Take Quebec filmmaker Denis Villeneuve, whose films seem to be the antithesis of what Trump represents. Villeneuve’s 2010 drama Incendies, which garnered him a great deal of acclaim and international recognition, deals with two siblings attempting to unearth the identities of their father and brother in an unnamed Middle-Eastern country, following the untimely death of their mother who had fled the war-torn country many years before.

The film is all the more relevant today in the wake of the Syrian refugee crisis, as it intimately depicts brutal realities from which the refugees flee.
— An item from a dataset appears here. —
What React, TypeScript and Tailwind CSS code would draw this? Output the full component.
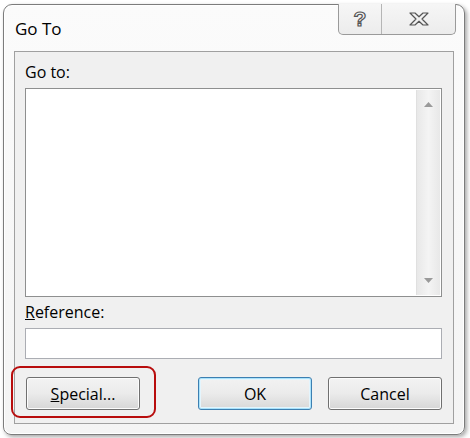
import React from 'react'

function Btn({ children, primary }: { children: React.ReactNode; primary?: boolean }) {
  return (
    <button
      className={
        primary
          ? 'w-[114px] h-[33px] rounded-[3px] border border-[#3c7fb1] bg-gradient-to-b from-[#f2f2f2] via-[#ebebeb] to-[#d8d8d8] shadow-[inset_0_0_0_1px_#a9e2fb,inset_0_0_0_2px_#e4f5fd] text-[16px] text-black'
          : 'w-[114px] h-[33px] rounded-[3px] border border-[#707070] bg-gradient-to-b from-[#f3f3f3] via-[#ebebeb] to-[#d6d6d6] shadow-[inset_0_0_0_1px_#fcfcfc] text-[16px] text-black'
      }
    >
      {children}
    </button>
  )
}

export default function App() {
  return (
    <div className="relative w-[470px] h-[438px] bg-white overflow-hidden" style={{ fontFamily: '"Open Sans", "Noto Sans", sans-serif' }}>
      <div className="ml-[3px] mt-[4px] w-[462px] h-[431px] rounded-t-[9px] rounded-b-[8px] border border-[#7c7c7c] bg-gradient-to-b from-[#fbfbfb] to-[#f4f4f4] shadow-[2px_2px_4px_rgba(0,0,0,0.35),inset_0_0_0_1px_#ffffff] flex flex-col">
        {/* title bar */}
        <div className="h-[46px] flex justify-between items-start">
          <div className="pl-[11px] pt-[15px] text-[17px] leading-none text-black">Go To</div>
          <div className="mr-[8px] -mt-px flex h-[31px] border border-t-0 border-[#9a9a9a] rounded-b-[5px] bg-gradient-to-b from-[#f6f6f6] to-[#ececec]">
            <div className="w-[43px] flex items-center justify-center border-r border-[#b5b5b5]">
              <span className="font-['Liberation_Sans',sans-serif] font-bold text-[21px] leading-none text-transparent [-webkit-text-stroke:1.2px_#555] -mt-[1px]">?</span>
            </div>
            <div className="w-[73px] flex items-center justify-center">
              <svg width="20" height="14" viewBox="0 0 20 14" fill="none" stroke="#555" strokeWidth="1.2" strokeLinejoin="round">
                <path d="M1 1 L6 1 L10 4.8 L14 1 L19 1 L13 7 L19 13 L14 13 L10 9.2 L6 13 L1 13 L7 7 Z" />
              </svg>
            </div>
          </div>
        </div>

        {/* content panel */}
        <div className="mx-[10px] h-[373px] border border-[#a0a0a0] bg-[#f0f0f0] pl-[10px] pr-[11px] flex flex-col">
          <div className="pt-[12px] h-[36px] text-[16px] leading-none text-black">Go to:</div>
          <div className="h-[209px] border border-[#8e8f8f] bg-white flex justify-end">
            <div className="w-[24px] m-px bg-gradient-to-r from-[#e8e8e8] via-[#f4f4f4] to-[#e8e8e8] border-l border-[#e0e0e0] flex flex-col items-center justify-between py-[12px]">
              <svg width="9" height="5" viewBox="0 0 9 5"><path d="M0 5 L4.5 0 L9 5 Z" fill="#9a9a9a" /></svg>
              <svg width="9" height="5" viewBox="0 0 9 5"><path d="M0 0 L9 0 L4.5 5 Z" fill="#9a9a9a" /></svg>
            </div>
          </div>
          <div className="pt-[7px] h-[31px] text-[16px] leading-none text-black">
            <u>R</u>eference:
          </div>
          <div className="h-[31px] border border-[#abadb3] bg-white" />
          <div className="mt-[18px] flex">
            <div className="ml-px">
              <Btn>
                <u>S</u>pecial...
              </Btn>
            </div>
            <div className="ml-[58px]">
              <Btn primary>OK</Btn>
            </div>
            <div className="ml-[16px]">
              <Btn>Cancel</Btn>
            </div>
          </div>
        </div>
      </div>

      {/* highlight annotation */}
      <div className="absolute left-[11px] top-[366px] w-[145px] h-[52px] rounded-[9px] border-2 border-[#b80d0d]" />
    </div>
  )
}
The religious and social differences that bring people to take the lives of others are presented as arbitrary man-made signs, and are thus inherently flawed.

What is arguably more pertinent when discussing Trump, however, is Villeneuve’s 2015 film Sicario, which tackles the issue of the war on drugs at the Mexican border, the same border on which the president-elect would like to erect a wall (and make the Mexican government pay for it…good luck with that!).

Instead of telling a one-sided tale of the American government’s ‘heroic’ war on drugs, the film instead places a degree of insidious culpability upon the actions of the American government. Significantly, there is also a humanising sub-plot depicting a Mexican police officer, who is a drug mule for the cartel, though only by the necessity to provide for his underprivileged family.

Denis Villeneuve preaches tolerance in his films, yet, by means of senseless violence, he does not overlook the nihilistic reality in which we live. While films in general tend to gloss over certain elements of reality, there is more truth to the visual narratives of Villeneuve than there is to the words of Trump. So filmmakers, amateur, independent, and commercial alike, I implore you, the world needs more films like Villeneuve’s to battle the type of ideology that Trump has clearly tapped in the U.S. Let us not be separated by our beliefs, but united by the privilege of our very existence.